How does a Homograph Attack Work?
A homograph attack essentially creates a look-alike URL by using international characters that are different, but look similar to English characters. I wrote an article about homograph attacks and Unicode domain phishing last month if you’d like to go in-depth, but here are the basics.
The internet was designed around the English language. So as more and more non-English speakers have come online, considerable effort has been made to provide support for other languages. One of those efforts is Internationalized Domain Names (IDNs), which allow for domains and TLDs to be registered in other languages. Unfortunately, one of the unintended side effects of this was the advent of homograph attacks.
Here’s how it works, from the standpoint of your computer the American Standard Code for Information Interchange (ASCII) “a” (U+0061) and the Cryillic “a” (U+0430) are entirely different characters, but they are displayed in exactly the same way. That means to the human eye, it’s impossible to tell the difference.

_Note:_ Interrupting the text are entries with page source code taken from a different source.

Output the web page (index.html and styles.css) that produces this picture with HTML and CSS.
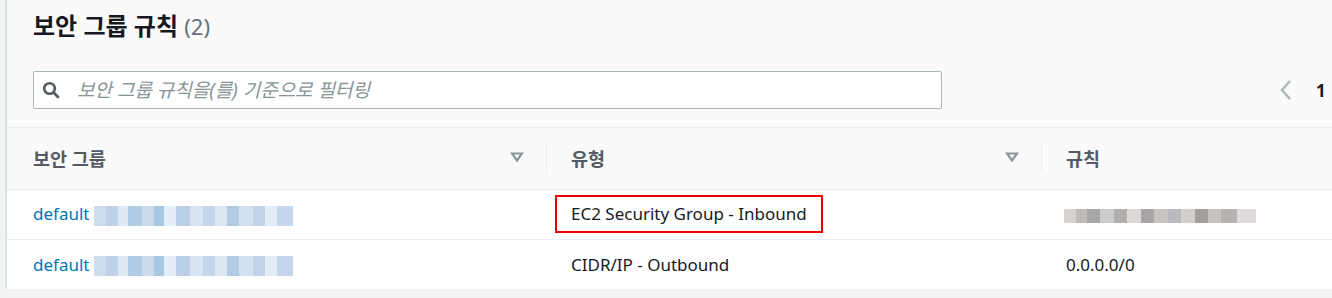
FILE: index.html
```html
<!DOCTYPE html>
<html lang="ko">
<head>
    <meta charset="UTF-8">
    <meta name="viewport" content="width=device-width, initial-scale=1.0">
    <title>보안 그룹 규칙</title>
    <link rel="stylesheet" href="styles.css">
</head>
<body>
    <div class="panel">
        <div class="panel-head">
            <h2 class="panel-title">보안 그룹 규칙 <span class="counter">(2)</span></h2>
            <div class="tools">
                <label class="search">
                    <svg class="search-icon" width="18" height="18" viewBox="0 0 18 18">
                        <circle cx="7.5" cy="7.5" r="5.3" fill="none" stroke="#545b64" stroke-width="2.6"/>
                        <line x1="11.3" y1="11.3" x2="16" y2="16" stroke="#545b64" stroke-width="2.8" stroke-linecap="round"/>
                    </svg>
                    <input type="text" placeholder="보안 그룹 규칙을(를) 기준으로 필터링">
                </label>
                <div class="pager">
                    <svg width="14" height="22" viewBox="0 0 14 22">
                        <polyline points="11,2 3,11 11,20" fill="none" stroke="#aab7b8" stroke-width="2.4"/>
                    </svg>
                    <span class="page-num">1</span>
                </div>
            </div>
        </div>

        <table class="rules">
            <thead>
                <tr>
                    <th class="col-group">보안 그룹 <svg class="sort" width="14" height="10" viewBox="0 0 14 10"><polygon points="2,1.5 12,1.5 7,8.5" fill="none" stroke="#879596" stroke-width="2.2" stroke-linejoin="miter"/></svg></th>
                    <th class="col-type">유형 <svg class="sort" width="14" height="10" viewBox="0 0 14 10"><polygon points="2,1.5 12,1.5 7,8.5" fill="none" stroke="#879596" stroke-width="2.2" stroke-linejoin="miter"/></svg></th>
                    <th class="col-rule">규칙</th>
                </tr>
            </thead>
            <tbody>
                <tr>
                    <td><a href="#">default</a> <span class="blur blur-blue"></span></td>
                    <td><span class="mark">EC2 Security Group - Inbound</span></td>
                    <td><span class="blur blur-gray"></span></td>
                </tr>
                <tr>
                    <td><a href="#">default</a> <span class="blur blur-blue"></span></td>
                    <td>CIDR/IP - Outbound</td>
                    <td>0.0.0.0/0</td>
                </tr>
            </tbody>
        </table>
    </div>
</body>
</html>
```

FILE: styles.css
```css
html, body {
    overflow: hidden;
}
body {
    margin: 0;
    padding-left: 6px;
    background-color: #f2f3f3;
    font-family: "Noto Sans", "Noto Sans CJK KR", sans-serif;
    color: #16191f;
}
.panel {
    width: 1400px;
    height: 289px;
    background-color: #fff;
    border-left: 1px solid #d5dbdb;
    box-shadow: 0 1px 1px rgba(0, 22, 44, 0.3);
}
.panel-head {
    background-color: #fafafa;
    height: 128px;
    padding-left: 26px;
    border-bottom: 1px solid #eaeded;
    box-sizing: border-box;
}
.panel-title {
    margin: 0;
    padding-top: 9px;
    font-size: 24px;
    line-height: 34px;
    font-weight: bold;
}
.counter {
    font-weight: normal;
    color: #687078;
    font-size: 22px;
}
.tools {
    display: flex;
    align-items: center;
    margin-top: 28px;
}
.search {
    display: flex;
    align-items: center;
    width: 909px;
    height: 38px;
    box-sizing: border-box;
    border: 1px solid #aab7b8;
    border-radius: 2px;
    background-color: #fff;
}
.search-icon {
    margin-left: 8px;
}
.search input {
    border: none;
    outline: none;
    flex: 1;
    margin-left: 17px;
    padding: 0;
    font-family: inherit;
    font-size: 19px;
    background: transparent;
}
.search input::placeholder {
    color: #879596;
    font-style: italic;
}
.pager {
    display: flex;
    align-items: center;
    gap: 23px;
    margin-left: 337px;
}
.page-num {
    font-weight: bold;
    font-size: 17px;
}
.rules {
    border-collapse: collapse;
    table-layout: fixed;
    width: 1400px;
}
.rules th,
.rules td {
    box-sizing: border-box;
}
.rules th {
    position: relative;
    height: 61px;
    padding: 0 0 0 26px;
    text-align: left;
    font-size: 18.5px;
    font-weight: bold;
    color: #545b64;
    background-color: #fafafa;
    border-bottom: 1px solid #eaeded;
}
.rules th + th {
    padding-left: 25px;
}
.rules th + th::before {
    content: "";
    position: absolute;
    left: 0;
    top: 15px;
    height: 30px;
    border-left: 1px solid #eaeded;
}
.col-group {
    width: 539px;
}
.col-type {
    width: 495px;
}
.sort {
    position: absolute;
    right: 22px;
    top: 24px;
}
.rules td {
    height: 50px;
    padding: 0 0 0 26px;
    font-size: 17px;
    border-bottom: 1px solid #eaeded;
    white-space: nowrap;
}
.rules tbody tr:last-child td {
    border-bottom: none;
}
.rules td + td {
    padding-left: 25px;
}
.rules a {
    color: #0073bb;
    text-decoration: none;
}
.blur {
    display: inline-block;
    vertical-align: middle;
}
.blur-blue {
    width: 199px;
    height: 20px;
    background: linear-gradient(90deg, #c9d9ec 0 6%, #b6cde6 6% 12%, #dbe5f1 12% 17%, #a9c6e3 17% 24%, #c4d7ec 24% 30%, #9fc1e0 30% 35%, #e2ebf5 35% 41%, #b3cbe5 41% 48%, #d4e1f0 48% 55%, #bcd1e8 55% 61%, #d9e4f1 61% 67%, #aac6e2 67% 73%, #cddcee 73% 80%, #b8cee7 80% 86%, #e0e9f4 86% 92%, #bcd1e8 92% 100%);
    opacity: 0.9;
}
.blur-gray {
    width: 192px;
    height: 14px;
    margin-left: -2px;
    background: linear-gradient(90deg, #d6d3d0 0 6%, #bfbcbc 6% 12%, #a9a6a8 12% 19%, #cfcccc 19% 26%, #b1aeb1 26% 33%, #dcd8d5 33% 40%, #a8a5a9 40% 47%, #c9c4c0 47% 54%, #b9b8bc 54% 61%, #d2cfcd 61% 68%, #a3a0a4 68% 75%, #c7c2be 75% 82%, #b5b2b4 82% 90%, #dedbda 90% 100%);
}
.mark {
    display: inline-block;
    margin-left: -16px;
    padding: 5px 14px 6px 14px;
    border: 2px solid #ee0000;
}
```
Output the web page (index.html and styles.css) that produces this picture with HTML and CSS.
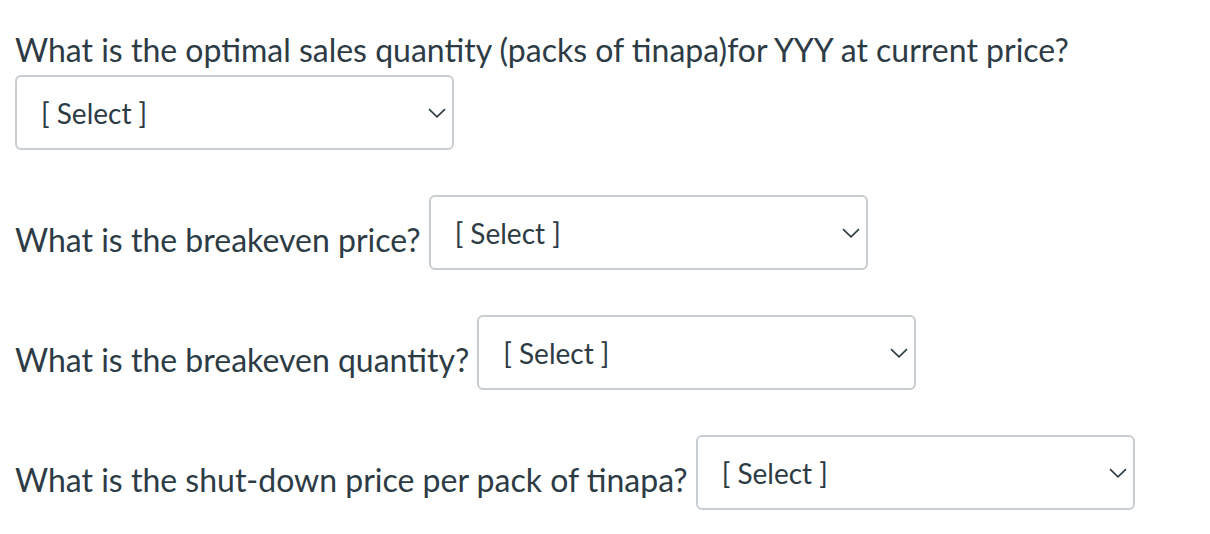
FILE: index.html
```html
<!DOCTYPE html>
<html lang="en">
<head>
    <meta charset="UTF-8">
    <title>Quiz Questions</title>
    <link rel="stylesheet" href="styles.css">
</head>
<body>
    <div class="quiz">
        <div class="question stacked">
            <p class="label">What is the optimal sales quantity (packs of tinapa)for YYY at current price?</p>
            <div class="select">
                <span>[ Select ]</span>
                <svg class="chevron" width="18" height="10" viewBox="0 0 18 10"><path d="M1 1.2 L9 8.8 L17 1.2" fill="none" stroke="#2d3b45" stroke-width="1.6"/></svg>
            </div>
        </div>

        <div class="question inline">
            <p class="label">What is the breakeven price?</p>
            <div class="select">
                <span>[ Select ]</span>
                <svg class="chevron" width="18" height="10" viewBox="0 0 18 10"><path d="M1 1.2 L9 8.8 L17 1.2" fill="none" stroke="#2d3b45" stroke-width="1.6"/></svg>
            </div>
        </div>

        <div class="question inline">
            <p class="label">What is the breakeven quantity?</p>
            <div class="select">
                <span>[ Select ]</span>
                <svg class="chevron" width="18" height="10" viewBox="0 0 18 10"><path d="M1 1.2 L9 8.8 L17 1.2" fill="none" stroke="#2d3b45" stroke-width="1.6"/></svg>
            </div>
        </div>

        <div class="question inline">
            <p class="label">What is the shut-down price per pack of tinapa?</p>
            <div class="select">
                <span>[ Select ]</span>
                <svg class="chevron" width="18" height="10" viewBox="0 0 18 10"><path d="M1 1.2 L9 8.8 L17 1.2" fill="none" stroke="#2d3b45" stroke-width="1.6"/></svg>
            </div>
        </div>
    </div>
</body>
</html>
```

FILE: styles.css
```css
body {
    margin: 0;
    font-family: Lato, "Liberation Sans", sans-serif;
    color: #2d3b45;
    background-color: #fff;
}

.quiz {
    padding: 31px 15px 0 15px;
}

.label {
    margin: 0;
    font-size: 32px;
    line-height: 38px;
}

.question.stacked .label {
    margin-bottom: 6px;
}

.question.inline {
    display: flex;
    align-items: flex-end;
    gap: 8px;
    margin-top: 45px;
}

.question.inline .label {
    margin-bottom: 11px;
}

.select {
    width: 439px;
    height: 75px;
    box-sizing: border-box;
    border: 2px solid #c7cdd1;
    border-radius: 6px;
    display: flex;
    align-items: center;
    justify-content: space-between;
    padding: 0 6px 0 24px;
    font-size: 28px;
}

.chevron {
    display: block;
}
```
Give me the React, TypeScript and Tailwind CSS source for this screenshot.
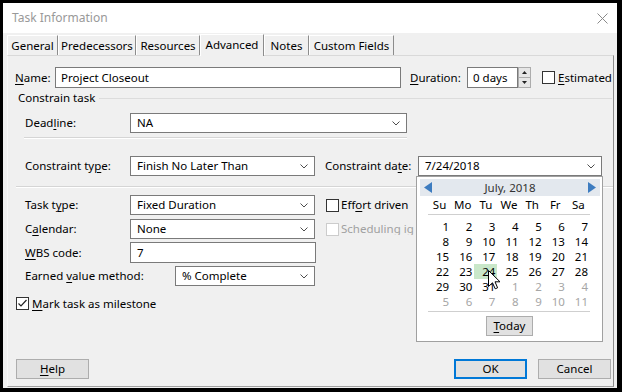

You can probably see where this is going. By registering a Unicode domain, you can use non-ASCII characters and criminals have figured out that you can create some extremely convincing spoofs using this method.
Shouldn’t the Browsers Detect This?
Yes, but so far, the results have varied. Some people believe and have even proposed that browsers should not display IDNs at all, but that has been criticized as “unfairly prejudicial” against non-English users. Engineers at Google have argued that this issue is best handled at the domain registrar level.
Still, the browsers have made efforts to deal with this problem. Some browsers have begun replacing Unicode characters with Punycode, which is an ASCII-based rendering of Unicode characters. Microsoft Edge does this as a default. Last year, researcher Xudong Zheng published a Proof of Concept that fooled both Firefox and Chrome into showing a spoofed apple.com URL.
Both browsers quickly worked on a fix. Mozilla Firefox users can go to about:config and enable “IDN_show_punycode” to add a layer of protection against homograph attacks.
Google, meanwhile, improved its browser mechanism for displaying Unicode domains in version 58. That same apple.com URL now displays like this:
That being said, it’s still not perfect. Chrome displays the Punycode version of the URL in the Title bar, but not the address bar itself.
Phish.ai designed its extension to help fix that. In what would best be described as a love letter to subtlety, a big red window will warn users every time they attempt to access a domain that’s using Unicode characters.
Much like Google’s Safe Browsing alert, the warning message will block access to the website and will require a response from the user to continue. If you would like to start using Phish.ai’s extension, it’s in the Chrome Web Store, or you can find the source code on GitHub.